:: What the task requires ::
Tell how many lines contain the word "components". Reply with the number only.

:: Information shown ::

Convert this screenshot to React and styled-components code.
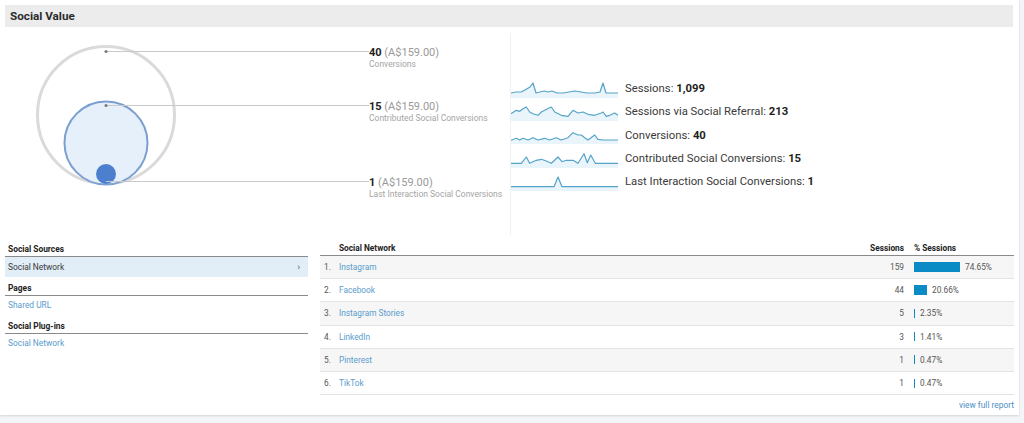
import React from "react";
import styled, { createGlobalStyle } from "styled-components";

const GlobalStyle = createGlobalStyle`
  html, body {
    margin: 0;
    padding: 0;
    background: #f3f5f8;
    font-family: Roboto, "Liberation Sans", Arial, sans-serif;
    color: #333;
  }
`;

const sparklines = [
  {
    label: "Sessions",
    value: "1,099",
    pts: [[0,13],[5,12],[10,12],[14,10],[19,7],[22,3],[25,13],[29,12],[33,11],[37,12],[41,11],[46,13],[52,13],[58,12],[64,11],[70,12],[76,13],[84,13],[89,12],[92,3],[95,13],[107,13]],
  },
  {
    label: "Sessions via Social Referral",
    value: "213",
    pts: [[0,10.7],[5.3,7.3],[8.7,8.3],[12,5.7],[15.3,4],[18.7,9],[22,10.7],[27,12.3],[30.3,9],[33.7,7.3],[38.7,4.7],[40.3,4],[43.7,9],[50.3,12.3],[57,13.3],[62,7.3],[67,10],[72,9],[77,11.3],[83.7,12.3],[90.3,10],[92,9],[95.3,13.3],[98.7,12.3],[103.7,10],[107,12.3]],
  },
  {
    label: "Conversions",
    value: "40",
    pts: [[0,14.3],[5.3,12.3],[8.7,14],[12,12.3],[17,14],[22,11.7],[27,14],[33.7,12.3],[38.7,14],[45.3,11.7],[50.3,14],[57,11.7],[62,6.7],[67,9],[70.3,9],[73.7,11.7],[77,14],[83.7,9],[87,13.3],[92,14],[107,14]],
  },
  {
    label: "Contributed Social Conversions",
    value: "15",
    pts: [[0,13.3],[10.3,13.3],[15.3,7],[18.7,13.3],[25.3,10.3],[30.3,9.3],[35.3,11],[40.3,13.3],[47,7],[51,11.7],[55.3,10.3],[62,10.3],[67,13.3],[73,3.7],[76.3,12.7],[79.7,5],[84.3,13.3],[107,13.3]],
  },
  {
    label: "Last Interaction Social Conversions",
    value: "1",
    pts: [[0,13.7],[43,13.7],[47,4],[51,13.7],[107,13.7]],
  },
];

const networks = [
  { name: "Instagram", sessions: 159, pct: 74.65 },
  { name: "Facebook", sessions: 44, pct: 20.66 },
  { name: "Instagram Stories", sessions: 5, pct: 2.35 },
  { name: "LinkedIn", sessions: 3, pct: 1.41 },
  { name: "Pinterest", sessions: 1, pct: 0.47 },
  { name: "TikTok", sessions: 1, pct: 0.47 },
];

const Page = styled.div`
  width: 1024px;
  height: 423px;
  overflow: hidden;
`;

const Card = styled.div`
  width: 1019px;
  height: 415px;
  background: #fff;
  box-shadow: 0 1px 2px rgba(0, 0, 0, 0.14);
  display: flex;
  flex-direction: column;
`;

const Header = styled.div`
  margin: 5px 6px 0 5px;
  height: 22px;
  background: #ececec;
  padding-left: 5px;
  font-size: 11.7px;
  font-weight: 700;
  line-height: 22px;
  color: #2b2b2b;
`;

const Top = styled.div`
  display: flex;
  height: 211px;
`;

const Diagram = styled.div`
  width: 510px;
  display: flex;
`;

const Callouts = styled.div`
  display: flex;
  flex-direction: column;
`;

const Callout = styled.div`
  margin-top: ${(p) => p.$top}px;
  height: 23px;
`;

const CalloutValue = styled.div`
  font-size: 11px;
  line-height: 12px;
  color: #9a9a9a;
  b {
    color: #222;
    font-weight: 700;
  }
`;

const CalloutLabel = styled.div`
  font-size: 8.5px;
  line-height: 11px;
  color: #a5a5a5;
`;

const Divider = styled.div`
  width: 1px;
  margin: 6px 0 3px;
  background: #f0f0f0;
`;

const Sparks = styled.div`
  display: flex;
  flex-direction: column;
  padding-top: 50px;
`;

const SparkRow = styled.div`
  display: flex;
  align-items: center;
  height: 23.3px;
  gap: 7px;
`;

const SparkLabel = styled.span`
  font-size: 11.3px;
  color: #3a3a3a;
  b {
    color: #1e1e1e;
    font-weight: 700;
  }
`;

const Bottom = styled.div`
  display: flex;
  padding: 0 5px;
  gap: 12px;
`;

const Sources = styled.div`
  width: 303px;
  display: flex;
  flex-direction: column;
`;

const SectionTitle = styled.div`
  padding: 4px 0 0 3px;
  font-size: 8.4px;
  font-weight: 700;
  line-height: 14px;
  color: #222;
  border-bottom: 1px solid #8a8a8a;
`;

const SelectedRow = styled.div`
  display: flex;
  justify-content: space-between;
  align-items: center;
  height: 20px;
  padding: 0 8px 0 3px;
  background: #e1edf7;
  font-size: 8.4px;
  color: #3a3a3a;
`;

const LinkRow = styled.div`
  height: 19px;
  line-height: 19px;
  padding-left: 3px;
  font-size: 8.4px;
  color: #5a9ccc;
`;

const Table = styled.div`
  flex: 1;
  display: flex;
  flex-direction: column;
`;

const Grid = styled.div`
  display: grid;
  grid-template-columns: 19px 1fr 80px 100px;
  align-items: center;
  height: ${(p) => (p.$head ? 18 : 23.2)}px;
  box-sizing: border-box;
  border-bottom: 1px solid ${(p) => (p.$head ? "#8a8a8a" : "#e4e4e4")};
  background: ${(p) => (p.$shade ? "#f6f6f6" : "#fff")};
  font-size: 8.3px;
  font-weight: ${(p) => (p.$head ? 700 : 400)};
  color: ${(p) => (p.$head ? "#222" : "#555")};
  padding-top: ${(p) => (p.$head ? 3 : 0)}px;
`;

const Index = styled.span`
  padding-left: 4px;
`;

const Name = styled.span`
  color: ${(p) => (p.$link ? "#5a9ccc" : "inherit")};
`;

const Num = styled.span`
  text-align: right;
  padding-right: 10px;
`;

const Pct = styled.span`
  display: flex;
  align-items: center;
  gap: 5px;
`;

const Bar = styled.span`
  display: inline-block;
  height: ${(p) => (p.$thin ? 9 : 10)}px;
  background: #0a8bc6;
`;

const Footer = styled.div`
  text-align: right;
  font-size: 8.4px;
  color: #4f8fc6;
  padding-top: 5px;
`;

function Venn() {
  return (
    <svg width="369" height="211" viewBox="0 0 369 211">
      <circle cx="106" cy="88" r="68.5" fill="#fff" stroke="#dadada" strokeWidth="3" />
      <circle cx="106" cy="116" r="41.5" fill="#e5f0fb" stroke="#7c9fd1" strokeWidth="2" />
      <circle cx="106" cy="147" r="10" fill="#4c80cf" />
      <line x1="106" y1="24.5" x2="369" y2="24.5" stroke="#c9c9c9" strokeWidth="1" />
      <line x1="106" y1="78.5" x2="369" y2="78.5" stroke="#c9c9c9" strokeWidth="1" />
      <line x1="106" y1="154.5" x2="369" y2="154.5" stroke="#c9c9c9" strokeWidth="1" />
      <circle cx="106" cy="24.5" r="1.5" fill="#777" />
      <circle cx="106" cy="78.5" r="1.5" fill="#777" />
    </svg>
  );
}

function Spark({ pts }) {
  const line = pts.map(([x, y], i) => `${i ? "L" : "M"}${x} ${y}`).join(" ");
  const area = `${line} L107 18 L0 18 Z`;
  return (
    <svg width="107" height="18" viewBox="0 0 107 18">
      <path d={area} fill="#eaf5fb" />
      <path d={line} fill="none" stroke="#55a3c8" strokeWidth="1.2" strokeLinejoin="round" />
    </svg>
  );
}

export default function App() {
  return (
    <Page>
      <GlobalStyle />
      <Card>
        <Header>Social Value</Header>
        <Top>
          <Diagram>
            <Venn />
            <Callouts>
              <Callout $top={20}>
                <CalloutValue><b>40</b> (A$159.00)</CalloutValue>
                <CalloutLabel>Conversions</CalloutLabel>
              </Callout>
              <Callout $top={31}>
                <CalloutValue><b>15</b> (A$159.00)</CalloutValue>
                <CalloutLabel>Contributed Social Conversions</CalloutLabel>
              </Callout>
              <Callout $top={53}>
                <CalloutValue><b>1</b> (A$159.00)</CalloutValue>
                <CalloutLabel>Last Interaction Social Conversions</CalloutLabel>
              </Callout>
            </Callouts>
          </Diagram>
          <Divider />
          <Sparks>
            {sparklines.map((s) => (
              <SparkRow key={s.label}>
                <Spark pts={s.pts} />
                <SparkLabel>
                  {s.label}: <b>{s.value}</b>
                </SparkLabel>
              </SparkRow>
            ))}
          </Sparks>
        </Top>
        <Bottom>
          <Sources>
            <SectionTitle>Social Sources</SectionTitle>
            <SelectedRow>
              <span>Social Network</span>
              <span>›</span>
            </SelectedRow>
            <SectionTitle>Pages</SectionTitle>
            <LinkRow>Shared URL</LinkRow>
            <SectionTitle>Social Plug-ins</SectionTitle>
            <LinkRow>Social Network</LinkRow>
          </Sources>
          <Table>
            <Grid $head>
              <Index />
              <Name>Social Network</Name>
              <Num>Sessions</Num>
              <Pct>% Sessions</Pct>
            </Grid>
            {networks.map((n, i) => (
              <Grid key={n.name} $shade={i % 2 === 0}>
                <Index>{i + 1}.</Index>
                <Name $link>{n.name}</Name>
                <Num>{n.sessions}</Num>
                <Pct>
                  <Bar $thin={n.pct < 5} style={{ width: Math.max(1, Math.round(n.pct * 0.62)) }} />
                  {n.pct.toFixed(2)}%
                </Pct>
              </Grid>
            ))}
            <Footer>view full report</Footer>
          </Table>
        </Bottom>
      </Card>
    </Page>
  );
}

:: Task response ::
2